Direction:
Extract each line of the material that follows exactly and omit its pictures.

◇ ◇ ◇ ◇ ◇ ◇ ◇

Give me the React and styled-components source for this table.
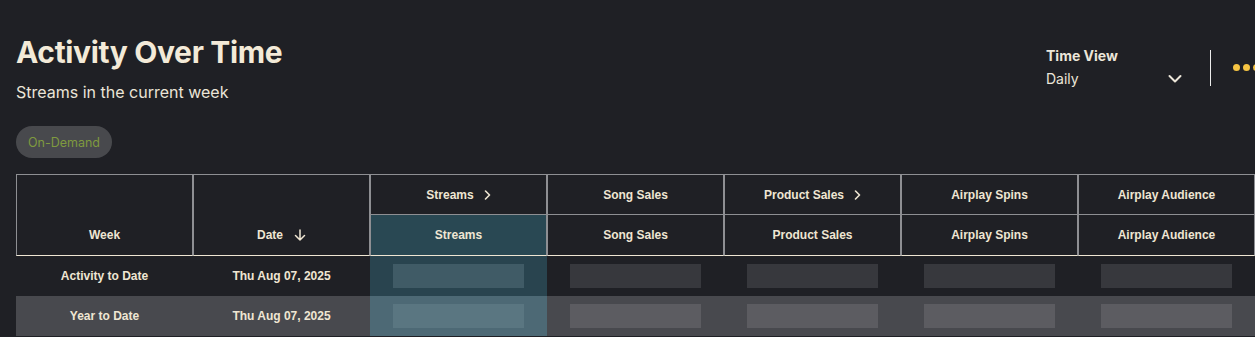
import React from 'react';
import styled, { createGlobalStyle } from 'styled-components';

const GlobalStyle = createGlobalStyle`
  html, body {
    margin: 0;
    overflow: hidden;
    background: #1f2025;
  }
  body {
    font-family: 'Inter', 'Noto Sans', sans-serif;
  }
`

const Page = styled.div`
  width: 1255px;
  padding: 34px 0 0 16px;
`

const Header = styled.header`
  display: flex;
  justify-content: space-between;
  align-items: flex-start;
`

const TitleBlock = styled.div`
  display: flex;
  flex-direction: column;
  align-items: flex-start;
`

const Title = styled.h1`
  margin: 0;
  font-size: 30px;
  line-height: 36px;
  font-weight: 700;
  letter-spacing: -0.35px;
  color: #f3ead8;
`

const Subtitle = styled.p`
  margin: 12px 0 0;
  font-size: 16px;
  line-height: 20px;
  color: #ebe5d8;
`

const Pill = styled.span`
  display: inline-flex;
  align-items: center;
  height: 32px;
  margin-top: 24px;
  padding: 0 12px;
  border-radius: 16px;
  background: #48494d;
  color: #7f9a3f;
  font-size: 12.5px;
`

const Controls = styled.div`
  display: flex;
  align-items: center;
  margin-top: 13px;
  height: 40px;
`

const TimeView = styled.div`
  display: flex;
  flex-direction: column;
  gap: 6px;
  width: 136px;
  color: #ece6d9;
`

const Label = styled.span`
  font-size: 14px;
  line-height: 17px;
  font-weight: 700;
`

const SelectRow = styled.div`
  display: flex;
  justify-content: space-between;
  align-items: center;
  font-size: 14px;
  line-height: 17px;
`

const Divider = styled.span`
  width: 1px;
  height: 36px;
  margin: 2px 22px 0 28px;
  background: #ececec;
`

const Dots = styled.div`
  display: flex;
  gap: 3px;
  width: 38px;
`

const Dot = styled.span`
  width: 7px;
  height: 7px;
  border-radius: 50%;
  background: #f6c443;
`

const Table = styled.table`
  margin-top: 16px;
  width: 1239px;
  table-layout: fixed;
  border-collapse: separate;
  border-spacing: 0;
  font-family: 'Liberation Sans', Arial, sans-serif;
  font-size: 12px;
  font-weight: 700;
  color: #efe6d3;
`

// header cells: grey grid, the lower ones close on a cream rule
const Th = styled.th`
  box-sizing: border-box;
  width: 177px;
  height: ${props => props.$lower ? '42px' : '40px'};
  padding: ${props => props.$tall ? '0 0 12px' : '0'};
  vertical-align: ${props => props.$tall ? 'bottom' : 'middle'};
  line-height: 16px;
  font-weight: 700;
  text-align: center;
  border-top: 1px solid #8e8f93;
  border-left: 1px solid #8e8f93;
  border-right: 1px solid #8e8f93;
  border-bottom: ${props => props.$lower || props.$tall ? '1px solid #efe6d3' : 'none'};
  background: ${props => props.$active ? '#294853' : 'transparent'};
`

const HeadInner = styled.span`
  display: inline-flex;
  align-items: center;
  gap: ${props => props.$gap || 10}px;
`

const Row = styled.tr`
  background: ${props => props.$shade ? '#48494e' : 'transparent'};
`

const Td = styled.td`
  height: 40px;
  padding: 0;
  text-align: center;
  vertical-align: middle;
  background: ${props => props.$active ? (props.$shade ? '#4d6975' : '#29444f') : 'transparent'};
`

const Placeholder = styled.div`
  width: 131px;
  height: 24px;
  margin: 0 auto;
  background: ${props => {
    if (props.$active) return props.$shade ? '#5a7681' : '#405b66'
    return props.$shade ? '#5c5c61' : '#37383d'
  }};
`

const ChevronDown = () => (
  <svg width="14" height="10" viewBox="0 0 14 10" fill="none">
    <polyline points="1.5,2 7,7.5 12.5,2" stroke="#ece6d9" strokeWidth="2" strokeLinecap="round" strokeLinejoin="round" />
  </svg>
)

const ChevronRight = () => (
  <svg width="7" height="10" viewBox="0 0 7 10" fill="none">
    <polyline points="1.5,1 5.5,5 1.5,9" stroke="#efe6d3" strokeWidth="1.6" strokeLinecap="round" strokeLinejoin="round" />
  </svg>
)

const ArrowDown = () => (
  <svg width="12" height="12" viewBox="0 0 12 12" fill="none">
    <path d="M6 1v10M1.5 6.5L6 11l4.5-4.5" stroke="#efe6d3" strokeWidth="1.5" strokeLinecap="round" strokeLinejoin="round" />
  </svg>
)

const metrics = [
  { title: 'Streams', more: true, active: true },
  { title: 'Song Sales' },
  { title: 'Product Sales', more: true },
  { title: 'Airplay Spins' },
  { title: 'Airplay Audience' },
]

const rows = [
  { week: 'Activity to Date', date: 'Thu Aug 07, 2025' },
  { week: 'Year to Date', date: 'Thu Aug 07, 2025', shade: true },
]

export default () => (
  <Page>
    <GlobalStyle />
    <Header>
      <TitleBlock>
        <Title>Activity Over Time</Title>
        <Subtitle>Streams in the current week</Subtitle>
        <Pill>On-Demand</Pill>
      </TitleBlock>
      <Controls>
        <TimeView>
          <Label>Time View</Label>
          <SelectRow>
            <span>Daily</span>
            <ChevronDown />
          </SelectRow>
        </TimeView>
        <Divider />
        <Dots>
          <Dot />
          <Dot />
          <Dot />
        </Dots>
      </Controls>
    </Header>

    <Table>
      <thead>
        <tr>
          <Th rowSpan={2} $tall>Week</Th>
          <Th rowSpan={2} $tall>
            <HeadInner $gap={11}>Date <ArrowDown /></HeadInner>
          </Th>
          {metrics.map(m => (
            <Th key={m.title}>
              <HeadInner>
                {m.title}
                {m.more && <ChevronRight />}
              </HeadInner>
            </Th>
          ))}
        </tr>
        <tr>
          {metrics.map(m => (
            <Th key={m.title} $lower $active={m.active}>{m.title}</Th>
          ))}
        </tr>
      </thead>
      <tbody>
        {rows.map(r => (
          <Row key={r.week} $shade={r.shade}>
            <Td>{r.week}</Td>
            <Td>{r.date}</Td>
            {metrics.map(m => (
              <Td key={m.title} $active={m.active} $shade={r.shade}>
                <Placeholder $active={m.active} $shade={r.shade} />
              </Td>
            ))}
          </Row>
        ))}
      </tbody>
    </Table>
  </Page>
)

◇ ◇ ◇ ◇ ◇ ◇ ◇

Expected answer:
Give me the React and styled-components source for this table.
import React from 'react';
import styled, { createGlobalStyle } from 'styled-components';

const GlobalStyle = createGlobalStyle`
  html, body {
    margin: 0;
    overflow: hidden;
    background: #1f2025;
  }
  body {
    font-family: 'Inter', 'Noto Sans', sans-serif;
  }
`

const Page = styled.div`
  width: 1255px;
  padding: 34px 0 0 16px;
`

const Header = styled.header`
  display: flex;
  justify-content: space-between;
  align-items: flex-start;
`

const TitleBlock = styled.div`
  display: flex;
  flex-direction: column;
  align-items: flex-start;
`

const Title = styled.h1`
  margin: 0;
  font-size: 30px;
  line-height: 36px;
  font-weight: 700;
  letter-spacing: -0.35px;
  color: #f3ead8;
`

const Subtitle = styled.p`
  margin: 12px 0 0;
  font-size: 16px;
  line-height: 20px;
  color: #ebe5d8;
`

const Pill = styled.span`
  display: inline-flex;
  align-items: center;
  height: 32px;
  margin-top: 24px;
  padding: 0 12px;
  border-radius: 16px;
  background: #48494d;
  color: #7f9a3f;
  font-size: 12.5px;
`

const Controls = styled.div`
  display: flex;
  align-items: center;
  margin-top: 13px;
  height: 40px;
`

const TimeView = styled.div`
  display: flex;
  flex-direction: column;
  gap: 6px;
  width: 136px;
  color: #ece6d9;
`

const Label = styled.span`
  font-size: 14px;
  line-height: 17px;
  font-weight: 700;
`

const SelectRow = styled.div`
  display: flex;
  justify-content: space-between;
  align-items: center;
  font-size: 14px;
  line-height: 17px;
`

const Divider = styled.span`
  width: 1px;
  height: 36px;
  margin: 2px 22px 0 28px;
  background: #ececec;
`

const Dots = styled.div`
  display: flex;
  gap: 3px;
  width: 38px;
`

const Dot = styled.span`
  width: 7px;
  height: 7px;
  border-radius: 50%;
  background: #f6c443;
`

const Table = styled.table`
  margin-top: 16px;
  width: 1239px;
  table-layout: fixed;
  border-collapse: separate;
  border-spacing: 0;
  font-family: 'Liberation Sans', Arial, sans-serif;
  font-size: 12px;
  font-weight: 700;
  color: #efe6d3;
`

// header cells: grey grid, the lower ones close on a cream rule
const Th = styled.th`
  box-sizing: border-box;
  width: 177px;
  height: ${props => props.$lower ? '42px' : '40px'};
  padding: ${props => props.$tall ? '0 0 12px' : '0'};
  vertical-align: ${props => props.$tall ? 'bottom' : 'middle'};
  line-height: 16px;
  font-weight: 700;
  text-align: center;
  border-top: 1px solid #8e8f93;
  border-left: 1px solid #8e8f93;
  border-right: 1px solid #8e8f93;
  border-bottom: ${props => props.$lower || props.$tall ? '1px solid #efe6d3' : 'none'};
  background: ${props => props.$active ? '#294853' : 'transparent'};
`

const HeadInner = styled.span`
  display: inline-flex;
  align-items: center;
  gap: ${props => props.$gap || 10}px;
`

const Row = styled.tr`
  background: ${props => props.$shade ? '#48494e' : 'transparent'};
`

const Td = styled.td`
  height: 40px;
  padding: 0;
  text-align: center;
  vertical-align: middle;
  background: ${props => props.$active ? (props.$shade ? '#4d6975' : '#29444f') : 'transparent'};
`

const Placeholder = styled.div`
  width: 131px;
  height: 24px;
  margin: 0 auto;
  background: ${props => {
    if (props.$active) return props.$shade ? '#5a7681' : '#405b66'
    return props.$shade ? '#5c5c61' : '#37383d'
  }};
`

const ChevronDown = () => (
  <svg width="14" height="10" viewBox="0 0 14 10" fill="none">
    <polyline points="1.5,2 7,7.5 12.5,2" stroke="#ece6d9" strokeWidth="2" strokeLinecap="round" strokeLinejoin="round" />
  </svg>
)

const ChevronRight = () => (
  <svg width="7" height="10" viewBox="0 0 7 10" fill="none">
    <polyline points="1.5,1 5.5,5 1.5,9" stroke="#efe6d3" strokeWidth="1.6" strokeLinecap="round" strokeLinejoin="round" />
  </svg>
)

const ArrowDown = () => (
  <svg width="12" height="12" viewBox="0 0 12 12" fill="none">
    <path d="M6 1v10M1.5 6.5L6 11l4.5-4.5" stroke="#efe6d3" strokeWidth="1.5" strokeLinecap="round" strokeLinejoin="round" />
  </svg>
)

const metrics = [
  { title: 'Streams', more: true, active: true },
  { title: 'Song Sales' },
  { title: 'Product Sales', more: true },
  { title: 'Airplay Spins' },
  { title: 'Airplay Audience' },
]

const rows = [
  { week: 'Activity to Date', date: 'Thu Aug 07, 2025' },
  { week: 'Year to Date', date: 'Thu Aug 07, 2025', shade: true },
]

export default () => (
  <Page>
    <GlobalStyle />
    <Header>
      <TitleBlock>
        <Title>Activity Over Time</Title>
        <Subtitle>Streams in the current week</Subtitle>
        <Pill>On-Demand</Pill>
      </TitleBlock>
      <Controls>
        <TimeView>
          <Label>Time View</Label>
          <SelectRow>
            <span>Daily</span>
            <ChevronDown />
          </SelectRow>
        </TimeView>
        <Divider />
        <Dots>
          <Dot />
          <Dot />
          <Dot />
        </Dots>
      </Controls>
    </Header>

    <Table>
      <thead>
        <tr>
          <Th rowSpan={2} $tall>Week</Th>
          <Th rowSpan={2} $tall>
            <HeadInner $gap={11}>Date <ArrowDown /></HeadInner>
          </Th>
          {metrics.map(m => (
            <Th key={m.title}>
              <HeadInner>
                {m.title}
                {m.more && <ChevronRight />}
              </HeadInner>
            </Th>
          ))}
        </tr>
        <tr>
          {metrics.map(m => (
            <Th key={m.title} $lower $active={m.active}>{m.title}</Th>
          ))}
        </tr>
      </thead>
      <tbody>
        {rows.map(r => (
          <Row key={r.week} $shade={r.shade}>
            <Td>{r.week}</Td>
            <Td>{r.date}</Td>
            {metrics.map(m => (
              <Td key={m.title} $active={m.active} $shade={r.shade}>
                <Placeholder $active={m.active} $shade={r.shade} />
              </Td>
            ))}
          </Row>
        ))}
      </tbody>
    </Table>
  </Page>
)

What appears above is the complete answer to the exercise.